►

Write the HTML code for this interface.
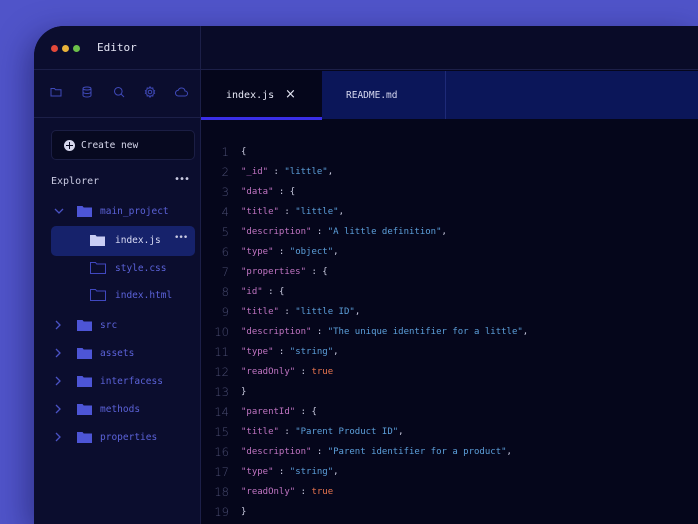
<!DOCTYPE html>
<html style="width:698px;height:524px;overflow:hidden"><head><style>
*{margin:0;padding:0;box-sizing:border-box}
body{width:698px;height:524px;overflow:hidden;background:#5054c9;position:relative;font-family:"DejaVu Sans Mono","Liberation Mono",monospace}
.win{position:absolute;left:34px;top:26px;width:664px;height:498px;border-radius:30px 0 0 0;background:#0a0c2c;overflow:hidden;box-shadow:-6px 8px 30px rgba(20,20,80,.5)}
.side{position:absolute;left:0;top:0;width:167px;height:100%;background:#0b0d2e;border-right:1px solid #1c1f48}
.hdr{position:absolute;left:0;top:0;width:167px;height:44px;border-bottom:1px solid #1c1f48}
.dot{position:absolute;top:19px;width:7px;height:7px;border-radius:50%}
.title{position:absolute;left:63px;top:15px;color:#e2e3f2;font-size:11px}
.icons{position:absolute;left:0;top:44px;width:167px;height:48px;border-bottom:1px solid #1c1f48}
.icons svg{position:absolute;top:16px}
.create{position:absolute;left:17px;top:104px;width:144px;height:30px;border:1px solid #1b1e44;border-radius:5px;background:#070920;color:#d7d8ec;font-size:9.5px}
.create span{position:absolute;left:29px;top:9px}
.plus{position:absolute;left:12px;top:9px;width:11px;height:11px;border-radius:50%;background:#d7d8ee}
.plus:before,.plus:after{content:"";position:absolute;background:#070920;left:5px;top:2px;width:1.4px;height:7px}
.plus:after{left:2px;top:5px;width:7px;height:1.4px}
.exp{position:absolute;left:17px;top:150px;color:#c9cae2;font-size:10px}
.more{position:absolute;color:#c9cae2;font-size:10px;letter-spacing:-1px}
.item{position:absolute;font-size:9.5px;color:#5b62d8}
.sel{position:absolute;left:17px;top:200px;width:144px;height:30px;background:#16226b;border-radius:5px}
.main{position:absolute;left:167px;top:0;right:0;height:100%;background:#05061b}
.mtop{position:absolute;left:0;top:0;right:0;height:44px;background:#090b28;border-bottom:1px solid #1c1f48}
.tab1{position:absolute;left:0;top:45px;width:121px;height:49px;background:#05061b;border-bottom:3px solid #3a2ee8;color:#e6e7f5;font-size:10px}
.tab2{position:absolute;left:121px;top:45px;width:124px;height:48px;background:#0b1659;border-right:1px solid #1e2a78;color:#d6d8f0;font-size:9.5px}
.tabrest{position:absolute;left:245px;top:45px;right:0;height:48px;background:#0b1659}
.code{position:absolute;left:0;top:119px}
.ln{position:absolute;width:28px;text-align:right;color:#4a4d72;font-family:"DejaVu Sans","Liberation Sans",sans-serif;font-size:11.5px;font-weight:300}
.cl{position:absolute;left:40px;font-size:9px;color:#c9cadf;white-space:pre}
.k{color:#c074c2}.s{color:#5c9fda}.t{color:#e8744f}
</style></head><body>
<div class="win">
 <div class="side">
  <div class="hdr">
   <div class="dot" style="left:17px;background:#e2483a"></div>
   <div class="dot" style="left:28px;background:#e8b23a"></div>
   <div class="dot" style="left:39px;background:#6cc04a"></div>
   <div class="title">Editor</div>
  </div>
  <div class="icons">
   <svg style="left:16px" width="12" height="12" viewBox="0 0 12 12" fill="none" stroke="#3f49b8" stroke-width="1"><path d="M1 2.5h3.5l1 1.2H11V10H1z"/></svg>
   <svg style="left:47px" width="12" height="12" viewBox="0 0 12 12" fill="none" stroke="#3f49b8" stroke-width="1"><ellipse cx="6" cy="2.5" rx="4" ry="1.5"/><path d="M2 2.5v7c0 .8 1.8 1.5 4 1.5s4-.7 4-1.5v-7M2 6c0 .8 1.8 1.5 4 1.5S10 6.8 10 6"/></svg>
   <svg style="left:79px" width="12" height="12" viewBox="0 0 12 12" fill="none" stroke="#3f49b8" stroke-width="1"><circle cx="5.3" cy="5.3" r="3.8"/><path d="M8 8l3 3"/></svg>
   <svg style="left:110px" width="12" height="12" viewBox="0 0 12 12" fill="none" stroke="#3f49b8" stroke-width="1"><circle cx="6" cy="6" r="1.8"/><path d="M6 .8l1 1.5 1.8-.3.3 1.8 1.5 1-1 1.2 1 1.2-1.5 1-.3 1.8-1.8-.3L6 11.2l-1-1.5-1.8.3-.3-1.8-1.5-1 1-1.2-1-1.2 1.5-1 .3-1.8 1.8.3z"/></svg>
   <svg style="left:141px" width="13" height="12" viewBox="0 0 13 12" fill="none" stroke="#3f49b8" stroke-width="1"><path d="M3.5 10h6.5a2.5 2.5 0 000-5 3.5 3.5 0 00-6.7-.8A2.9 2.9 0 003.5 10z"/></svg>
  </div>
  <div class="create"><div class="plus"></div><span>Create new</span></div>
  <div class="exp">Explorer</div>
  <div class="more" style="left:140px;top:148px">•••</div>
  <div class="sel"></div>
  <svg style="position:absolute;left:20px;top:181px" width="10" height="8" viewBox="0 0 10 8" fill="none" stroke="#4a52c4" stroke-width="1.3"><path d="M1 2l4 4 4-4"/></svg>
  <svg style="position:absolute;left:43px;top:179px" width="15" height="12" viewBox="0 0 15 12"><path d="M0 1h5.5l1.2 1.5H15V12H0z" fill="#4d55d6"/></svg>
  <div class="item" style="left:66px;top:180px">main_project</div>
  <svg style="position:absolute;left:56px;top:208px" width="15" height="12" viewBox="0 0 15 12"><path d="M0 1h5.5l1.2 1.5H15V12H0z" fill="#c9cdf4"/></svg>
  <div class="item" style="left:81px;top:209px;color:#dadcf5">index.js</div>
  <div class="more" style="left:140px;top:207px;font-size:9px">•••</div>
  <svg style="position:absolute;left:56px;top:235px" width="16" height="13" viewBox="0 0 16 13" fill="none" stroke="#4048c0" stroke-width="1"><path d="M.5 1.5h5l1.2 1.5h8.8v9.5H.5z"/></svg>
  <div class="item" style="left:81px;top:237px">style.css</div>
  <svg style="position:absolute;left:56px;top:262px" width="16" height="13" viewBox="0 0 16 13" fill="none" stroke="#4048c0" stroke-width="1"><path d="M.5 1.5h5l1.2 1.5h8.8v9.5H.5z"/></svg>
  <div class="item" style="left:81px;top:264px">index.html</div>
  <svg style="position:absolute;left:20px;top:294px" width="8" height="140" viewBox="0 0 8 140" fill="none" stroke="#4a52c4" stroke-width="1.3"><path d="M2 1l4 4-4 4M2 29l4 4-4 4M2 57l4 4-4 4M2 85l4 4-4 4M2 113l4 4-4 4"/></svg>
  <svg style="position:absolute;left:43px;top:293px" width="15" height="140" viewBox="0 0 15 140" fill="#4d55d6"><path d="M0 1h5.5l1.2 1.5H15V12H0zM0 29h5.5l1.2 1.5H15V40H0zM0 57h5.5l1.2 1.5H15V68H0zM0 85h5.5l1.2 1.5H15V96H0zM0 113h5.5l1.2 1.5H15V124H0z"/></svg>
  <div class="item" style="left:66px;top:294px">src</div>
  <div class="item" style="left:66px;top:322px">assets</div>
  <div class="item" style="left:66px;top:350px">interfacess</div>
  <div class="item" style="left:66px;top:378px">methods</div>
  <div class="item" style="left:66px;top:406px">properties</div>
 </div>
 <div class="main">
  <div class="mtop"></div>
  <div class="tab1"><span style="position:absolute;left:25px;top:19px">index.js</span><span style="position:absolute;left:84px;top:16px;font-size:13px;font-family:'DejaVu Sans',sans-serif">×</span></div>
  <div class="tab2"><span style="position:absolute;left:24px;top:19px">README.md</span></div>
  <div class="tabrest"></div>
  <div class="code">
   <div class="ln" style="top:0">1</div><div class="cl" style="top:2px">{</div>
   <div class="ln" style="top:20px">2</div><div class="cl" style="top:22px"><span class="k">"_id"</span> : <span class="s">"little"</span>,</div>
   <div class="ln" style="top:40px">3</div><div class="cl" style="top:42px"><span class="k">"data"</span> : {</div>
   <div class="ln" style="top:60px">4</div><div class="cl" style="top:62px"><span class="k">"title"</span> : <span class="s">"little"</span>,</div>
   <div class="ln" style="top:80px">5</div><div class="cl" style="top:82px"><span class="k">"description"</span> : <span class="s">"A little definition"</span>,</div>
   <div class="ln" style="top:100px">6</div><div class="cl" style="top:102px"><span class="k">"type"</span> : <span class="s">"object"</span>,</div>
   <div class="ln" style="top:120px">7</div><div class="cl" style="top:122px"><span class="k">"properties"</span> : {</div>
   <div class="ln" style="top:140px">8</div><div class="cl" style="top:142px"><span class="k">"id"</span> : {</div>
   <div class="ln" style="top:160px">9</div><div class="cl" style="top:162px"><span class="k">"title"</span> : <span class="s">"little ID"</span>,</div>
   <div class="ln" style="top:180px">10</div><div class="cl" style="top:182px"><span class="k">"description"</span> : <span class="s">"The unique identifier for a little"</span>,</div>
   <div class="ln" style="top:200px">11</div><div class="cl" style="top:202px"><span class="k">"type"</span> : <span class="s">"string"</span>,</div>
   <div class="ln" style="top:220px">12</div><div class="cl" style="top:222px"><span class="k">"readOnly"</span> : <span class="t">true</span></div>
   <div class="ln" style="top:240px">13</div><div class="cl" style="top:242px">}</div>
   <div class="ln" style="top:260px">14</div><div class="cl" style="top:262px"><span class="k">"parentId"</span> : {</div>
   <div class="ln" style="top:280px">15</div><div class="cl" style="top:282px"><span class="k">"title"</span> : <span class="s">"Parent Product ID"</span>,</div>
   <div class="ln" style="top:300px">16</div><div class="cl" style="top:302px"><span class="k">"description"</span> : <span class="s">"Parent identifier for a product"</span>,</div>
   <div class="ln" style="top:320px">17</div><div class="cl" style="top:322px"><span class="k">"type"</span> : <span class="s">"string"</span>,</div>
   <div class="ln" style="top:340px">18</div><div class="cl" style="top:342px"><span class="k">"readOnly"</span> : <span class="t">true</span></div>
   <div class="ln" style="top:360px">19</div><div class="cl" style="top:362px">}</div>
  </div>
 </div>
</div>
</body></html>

◄

What the task asks >>
Find the lines above that contain the word "code" and collect them.

Full answer >>
Write the HTML code for this interface.
.code{position:absolute;left:0;top:119px}
  <div class="code">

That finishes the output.